I am often asked what I do for work. And it can be difficult explaining to many people. I have several friends who also find it a bit of a challenge. If I say I am a teacher, people expect me to be affiliated with a school and have a classroom filled with students. If I say I am a SpEd Teacher, they expect me to know Braille or Sign Language. If I say I am a freelancer, most faces get big question marks on it. If I say I am an online freelancer, I am a MLM networker or even a scammer! But I am mostly what I have mentioned. I am an educator teaching without a classroom.

I have been teaching for a little over two decades now and have had my fair share of different platforms. I began my younger years as an early childhood educator and a tutor. I have taught vocational, college and university students. I have taught SEN (Special Education Needs) children on a one-on-one, small group and resource room setting. My first non-classroom teaching was as a Behavior Coach for adolescents with Type I Diabetes and a Facilitator for family dynamics. And now, still teaching without a classroom, as a global online teacher. I teach English to non-English speakers. Quite recently, I have began teaching a SEN child online too.

I know many teachers, especially teachers of SEN children who are teaching without a classroom of their own. I also know many teachers engaging in teaching English online, either full-time or part-time. Teaching without a classroom is no reason of shame. We are not less of who we are because we have opted to teach without a classroom. I have complete respect and give my high salute to teachers juggling the classroom jungle. But, I have complete respect for those who have taken a different route.




Teaching without a classroom does not make teachers non-teachers. In the greater picture of life, everyone is a teacher, anyway. In the smaller picture, many of us who have chosen to teach without a classroom continue to touch lives in different ways. There is an adage that says: “The TEACHER is MORE IMPORTANT than WHAT they TEACH.” More importantly, better than where they teach.

Teaching outside a classroom has allowed me to touch struggling children individually. It has made me a part of several families’ journey collectively. I have seen lives improved by better academic grades, better social performance and even better professional opportunities.

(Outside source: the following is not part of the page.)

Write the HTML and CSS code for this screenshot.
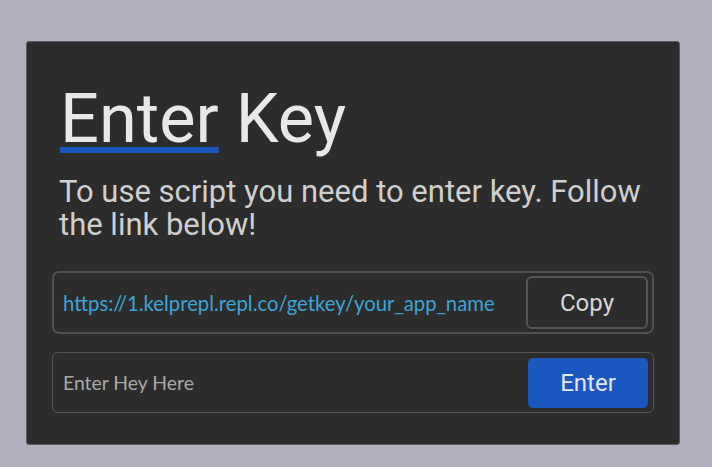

Our societies have gotten much into the habit of discrediting people and worst, shaming. I have many times heard, and so has friends, that reference of “just a…” Tutors are tutors and not “just a tutor”. SpEd Para or Shadow is not “just a SpEd Para or Shadow”.  It is not “just a Behavior Coach” or “just an online English teacher”. and yeah..in fact, there even is that “just a Teacher” thing too. it’s like saying Superman is JUST Clark Kent!

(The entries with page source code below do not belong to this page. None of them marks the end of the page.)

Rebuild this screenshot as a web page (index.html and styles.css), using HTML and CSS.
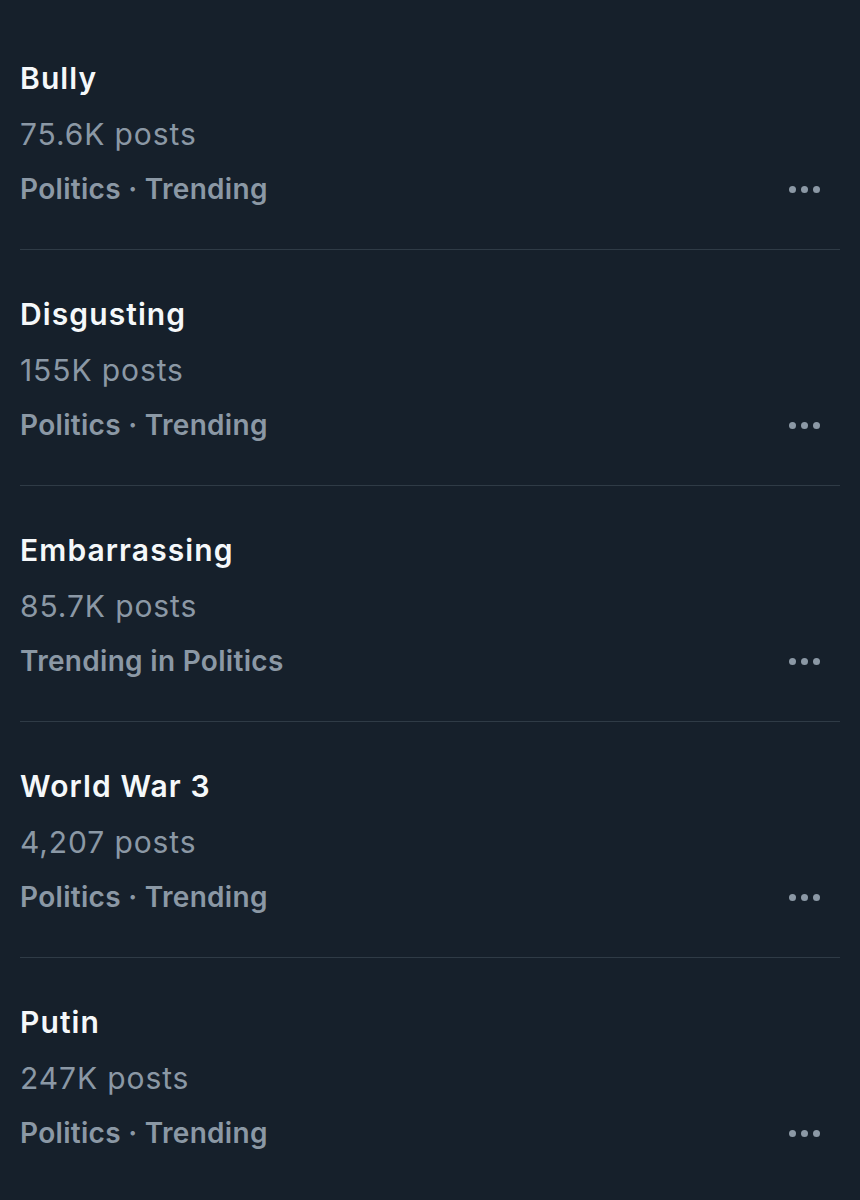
FILE: index.html
```html
<!DOCTYPE html>
<html>
<head>
  <meta charset="utf-8">
  <title>Trends</title>
  <link rel="stylesheet" href="styles.css">
</head>
<body>
  <div class="trends">

    <div class="trend">
      <div class="trend-text">
        <div class="topic">Bully</div>
        <div class="count">75.6K posts</div>
        <div class="context">Politics · Trending</div>
      </div>
      <div class="more"><span></span><span></span><span></span></div>
    </div>

    <div class="trend">
      <div class="trend-text">
        <div class="topic">Disgusting</div>
        <div class="count">155K posts</div>
        <div class="context">Politics · Trending</div>
      </div>
      <div class="more"><span></span><span></span><span></span></div>
    </div>

    <div class="trend">
      <div class="trend-text">
        <div class="topic">Embarrassing</div>
        <div class="count">85.7K posts</div>
        <div class="context">Trending in Politics</div>
      </div>
      <div class="more"><span></span><span></span><span></span></div>
    </div>

    <div class="trend">
      <div class="trend-text">
        <div class="topic">World War 3</div>
        <div class="count">4,207 posts</div>
        <div class="context">Politics · Trending</div>
      </div>
      <div class="more"><span></span><span></span><span></span></div>
    </div>

    <div class="trend">
      <div class="trend-text">
        <div class="topic">Putin</div>
        <div class="count">247K posts</div>
        <div class="context">Politics · Trending</div>
      </div>
      <div class="more"><span></span><span></span><span></span></div>
    </div>

  </div>
</body>
</html>
```

FILE: styles.css
```css
body {
  margin: 0;
  padding-top: 14px;
  background-color: #16202b;
  font-family: Inter, "Noto Sans", sans-serif;
  -webkit-font-smoothing: antialiased;
}

.trends {
  padding: 0 20px;
}

.trend {
  display: flex;
  align-items: flex-end;
  padding: 46px 0 42px 0;
  border-bottom: 1px solid #2f3b46;
}

.trend:last-child {
  border-bottom: none;
}

.trend-text {
  flex: 1;
}

.topic {
  color: #f5f8fa;
  font-size: 30px;
  font-weight: 600;
  line-height: 36px;
  letter-spacing: 1.1px;
}

.count {
  color: #8b98a5;
  font-size: 30px;
  font-weight: 400;
  line-height: 36px;
  letter-spacing: 0.9px;
  margin-top: 20px;
}

.context {
  color: #8b98a5;
  font-size: 28px;
  font-weight: 600;
  line-height: 36px;
  letter-spacing: 0.3px;
  margin-top: 19px;
}

/* three-dot overflow button */
.more {
  display: flex;
  gap: 5px;
  height: 36px;
  align-items: center;
  margin-right: 20px;
}

.more span {
  width: 7px;
  height: 7px;
  border-radius: 50%;
  background-color: #8b98a5;
}
```
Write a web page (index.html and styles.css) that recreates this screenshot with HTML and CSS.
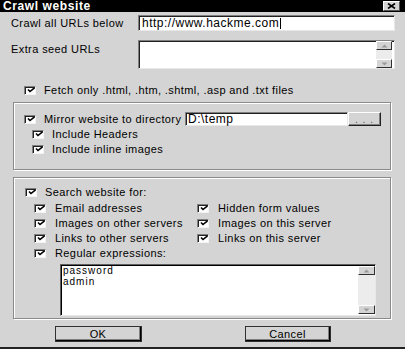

For reasonable reasons…No one is “JUST A”. Everyone is someone. And as cliche as it may be, everyone is going through his own circumstances and battles. Everyone’s choices has it’s own reason. Respect. You are not in their circumstances and battles. You may not understand or appreciate their reasons. It is not yours. Respect it, leave it.

As for me….at these moments, I am content being a global teacher teaching without a classroom. Occasionally, I still do assessment and coaching for SEN children. Most importantly, I am busying myself with my greatest teaching job – parenting. We often don’t realize it (or let alone, forget it), but parents are a child’s first teachers.